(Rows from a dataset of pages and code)
★ ★ ★ ★ ★
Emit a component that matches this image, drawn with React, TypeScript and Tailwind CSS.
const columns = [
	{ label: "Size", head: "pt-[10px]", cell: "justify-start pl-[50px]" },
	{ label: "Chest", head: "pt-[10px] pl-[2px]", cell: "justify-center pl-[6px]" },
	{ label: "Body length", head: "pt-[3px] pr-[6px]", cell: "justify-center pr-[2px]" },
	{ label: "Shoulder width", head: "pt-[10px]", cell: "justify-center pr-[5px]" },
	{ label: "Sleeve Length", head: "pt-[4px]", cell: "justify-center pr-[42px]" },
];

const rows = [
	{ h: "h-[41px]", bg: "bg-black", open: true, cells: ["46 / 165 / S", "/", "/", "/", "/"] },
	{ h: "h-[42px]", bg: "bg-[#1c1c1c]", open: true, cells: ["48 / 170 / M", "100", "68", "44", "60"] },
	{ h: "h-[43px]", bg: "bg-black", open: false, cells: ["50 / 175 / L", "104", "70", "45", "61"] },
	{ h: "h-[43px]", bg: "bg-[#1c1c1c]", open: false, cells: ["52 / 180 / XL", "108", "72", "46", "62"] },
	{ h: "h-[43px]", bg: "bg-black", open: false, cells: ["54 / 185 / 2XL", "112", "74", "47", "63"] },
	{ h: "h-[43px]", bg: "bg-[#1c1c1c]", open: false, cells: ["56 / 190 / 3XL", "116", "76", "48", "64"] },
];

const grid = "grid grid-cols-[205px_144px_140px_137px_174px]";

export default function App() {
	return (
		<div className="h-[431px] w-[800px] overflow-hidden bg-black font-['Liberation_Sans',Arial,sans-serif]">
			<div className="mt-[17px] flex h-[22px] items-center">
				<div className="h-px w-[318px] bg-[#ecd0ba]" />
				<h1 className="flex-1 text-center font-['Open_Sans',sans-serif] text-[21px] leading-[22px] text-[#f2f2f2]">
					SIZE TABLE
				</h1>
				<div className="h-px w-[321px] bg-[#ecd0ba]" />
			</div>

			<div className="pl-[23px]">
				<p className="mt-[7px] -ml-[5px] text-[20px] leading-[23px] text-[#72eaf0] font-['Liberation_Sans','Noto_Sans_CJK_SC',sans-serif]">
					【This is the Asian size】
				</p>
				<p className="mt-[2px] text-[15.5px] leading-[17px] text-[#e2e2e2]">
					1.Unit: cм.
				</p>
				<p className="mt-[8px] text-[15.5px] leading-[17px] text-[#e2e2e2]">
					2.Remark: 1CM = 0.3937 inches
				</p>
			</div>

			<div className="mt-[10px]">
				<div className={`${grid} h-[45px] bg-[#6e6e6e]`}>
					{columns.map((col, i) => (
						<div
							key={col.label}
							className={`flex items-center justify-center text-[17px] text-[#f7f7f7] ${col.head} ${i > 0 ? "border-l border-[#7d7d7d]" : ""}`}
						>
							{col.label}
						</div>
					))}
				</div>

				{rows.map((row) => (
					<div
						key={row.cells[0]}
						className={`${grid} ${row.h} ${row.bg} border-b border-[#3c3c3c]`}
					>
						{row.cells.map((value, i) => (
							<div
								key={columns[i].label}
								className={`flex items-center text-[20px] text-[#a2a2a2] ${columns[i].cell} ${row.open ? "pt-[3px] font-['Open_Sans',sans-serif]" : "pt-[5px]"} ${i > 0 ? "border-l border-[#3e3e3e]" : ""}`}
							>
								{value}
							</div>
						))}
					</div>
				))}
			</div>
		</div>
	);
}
★ ★ ★ ★ ★
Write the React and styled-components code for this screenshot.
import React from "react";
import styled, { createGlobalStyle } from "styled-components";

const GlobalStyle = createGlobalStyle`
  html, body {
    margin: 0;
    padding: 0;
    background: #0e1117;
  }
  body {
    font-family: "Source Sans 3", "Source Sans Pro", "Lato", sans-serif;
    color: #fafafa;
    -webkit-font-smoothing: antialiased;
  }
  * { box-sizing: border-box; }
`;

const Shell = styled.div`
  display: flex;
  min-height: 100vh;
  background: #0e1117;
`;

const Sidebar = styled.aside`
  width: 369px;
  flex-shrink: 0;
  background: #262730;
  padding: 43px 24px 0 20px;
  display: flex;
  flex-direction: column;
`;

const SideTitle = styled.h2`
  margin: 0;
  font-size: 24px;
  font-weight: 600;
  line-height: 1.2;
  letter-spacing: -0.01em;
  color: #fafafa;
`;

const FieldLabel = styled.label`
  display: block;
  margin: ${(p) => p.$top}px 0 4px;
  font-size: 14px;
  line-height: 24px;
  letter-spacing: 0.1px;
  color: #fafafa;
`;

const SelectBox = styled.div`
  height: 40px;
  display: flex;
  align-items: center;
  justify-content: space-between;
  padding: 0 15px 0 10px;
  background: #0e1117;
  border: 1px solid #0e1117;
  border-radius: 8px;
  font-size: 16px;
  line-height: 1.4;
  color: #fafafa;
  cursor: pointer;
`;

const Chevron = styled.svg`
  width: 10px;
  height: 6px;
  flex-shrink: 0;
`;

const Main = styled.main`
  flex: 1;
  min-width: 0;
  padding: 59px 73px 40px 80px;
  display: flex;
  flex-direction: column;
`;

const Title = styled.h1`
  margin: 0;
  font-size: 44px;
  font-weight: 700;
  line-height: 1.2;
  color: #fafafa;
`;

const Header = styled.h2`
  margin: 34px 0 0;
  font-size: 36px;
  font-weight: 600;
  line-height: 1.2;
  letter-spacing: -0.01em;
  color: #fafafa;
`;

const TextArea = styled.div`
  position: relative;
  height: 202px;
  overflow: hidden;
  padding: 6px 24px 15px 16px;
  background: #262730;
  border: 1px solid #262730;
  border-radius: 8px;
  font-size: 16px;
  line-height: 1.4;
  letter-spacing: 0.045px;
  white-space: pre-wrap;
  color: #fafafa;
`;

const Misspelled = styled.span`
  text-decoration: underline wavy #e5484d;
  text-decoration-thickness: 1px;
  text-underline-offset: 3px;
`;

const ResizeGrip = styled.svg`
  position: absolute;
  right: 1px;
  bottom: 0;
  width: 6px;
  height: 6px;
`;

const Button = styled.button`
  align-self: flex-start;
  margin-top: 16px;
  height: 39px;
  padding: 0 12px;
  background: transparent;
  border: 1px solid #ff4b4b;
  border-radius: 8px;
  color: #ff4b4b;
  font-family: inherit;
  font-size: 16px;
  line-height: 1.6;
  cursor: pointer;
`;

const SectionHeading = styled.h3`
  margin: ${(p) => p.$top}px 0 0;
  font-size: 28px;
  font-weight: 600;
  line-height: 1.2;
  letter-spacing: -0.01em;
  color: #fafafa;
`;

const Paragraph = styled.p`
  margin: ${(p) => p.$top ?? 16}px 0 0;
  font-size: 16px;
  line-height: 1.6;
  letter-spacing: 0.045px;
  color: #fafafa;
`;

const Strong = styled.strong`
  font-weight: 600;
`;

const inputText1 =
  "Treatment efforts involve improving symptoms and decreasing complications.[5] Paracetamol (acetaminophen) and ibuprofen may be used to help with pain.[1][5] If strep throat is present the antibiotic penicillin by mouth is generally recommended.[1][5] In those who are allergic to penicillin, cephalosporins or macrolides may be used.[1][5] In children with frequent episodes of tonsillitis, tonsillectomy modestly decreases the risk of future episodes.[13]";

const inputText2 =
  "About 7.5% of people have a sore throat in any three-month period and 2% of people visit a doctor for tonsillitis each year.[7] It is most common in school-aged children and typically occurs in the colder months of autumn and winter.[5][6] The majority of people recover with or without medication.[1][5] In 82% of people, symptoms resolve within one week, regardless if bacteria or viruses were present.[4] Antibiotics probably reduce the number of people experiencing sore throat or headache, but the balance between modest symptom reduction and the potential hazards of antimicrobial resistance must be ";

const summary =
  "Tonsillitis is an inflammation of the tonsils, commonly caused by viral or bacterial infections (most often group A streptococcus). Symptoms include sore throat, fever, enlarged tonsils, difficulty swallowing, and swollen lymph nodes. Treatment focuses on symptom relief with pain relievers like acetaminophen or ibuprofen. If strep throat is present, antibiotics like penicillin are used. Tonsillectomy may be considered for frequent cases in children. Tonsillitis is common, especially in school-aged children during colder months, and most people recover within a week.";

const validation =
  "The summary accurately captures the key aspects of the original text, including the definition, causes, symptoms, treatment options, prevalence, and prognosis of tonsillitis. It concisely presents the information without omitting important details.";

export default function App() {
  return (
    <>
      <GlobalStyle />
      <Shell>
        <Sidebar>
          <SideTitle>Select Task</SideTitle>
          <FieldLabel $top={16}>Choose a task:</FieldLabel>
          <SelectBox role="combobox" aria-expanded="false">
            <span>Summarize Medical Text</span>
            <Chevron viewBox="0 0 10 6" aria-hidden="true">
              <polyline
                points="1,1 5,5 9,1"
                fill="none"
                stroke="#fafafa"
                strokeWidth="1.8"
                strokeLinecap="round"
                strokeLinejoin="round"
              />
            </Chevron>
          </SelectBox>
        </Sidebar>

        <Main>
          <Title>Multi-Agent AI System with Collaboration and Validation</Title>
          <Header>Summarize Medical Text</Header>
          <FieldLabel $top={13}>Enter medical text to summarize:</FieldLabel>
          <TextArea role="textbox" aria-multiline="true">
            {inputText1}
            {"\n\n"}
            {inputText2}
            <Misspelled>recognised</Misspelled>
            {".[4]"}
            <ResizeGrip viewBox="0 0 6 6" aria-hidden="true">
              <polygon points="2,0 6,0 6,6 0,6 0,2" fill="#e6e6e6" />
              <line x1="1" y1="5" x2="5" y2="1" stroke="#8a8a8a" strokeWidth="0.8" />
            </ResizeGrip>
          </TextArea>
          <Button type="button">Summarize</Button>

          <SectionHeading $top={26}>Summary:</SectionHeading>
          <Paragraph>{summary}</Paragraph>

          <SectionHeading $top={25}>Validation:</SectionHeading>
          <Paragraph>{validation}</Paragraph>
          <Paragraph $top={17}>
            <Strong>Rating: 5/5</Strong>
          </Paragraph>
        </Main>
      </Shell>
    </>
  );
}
★ ★ ★ ★ ★
— Written instruction —
Extract all lines from the data in which "components" is found.

— Complete output —
Write the React and styled-components code for this screenshot.
import styled, { createGlobalStyle } from "styled-components";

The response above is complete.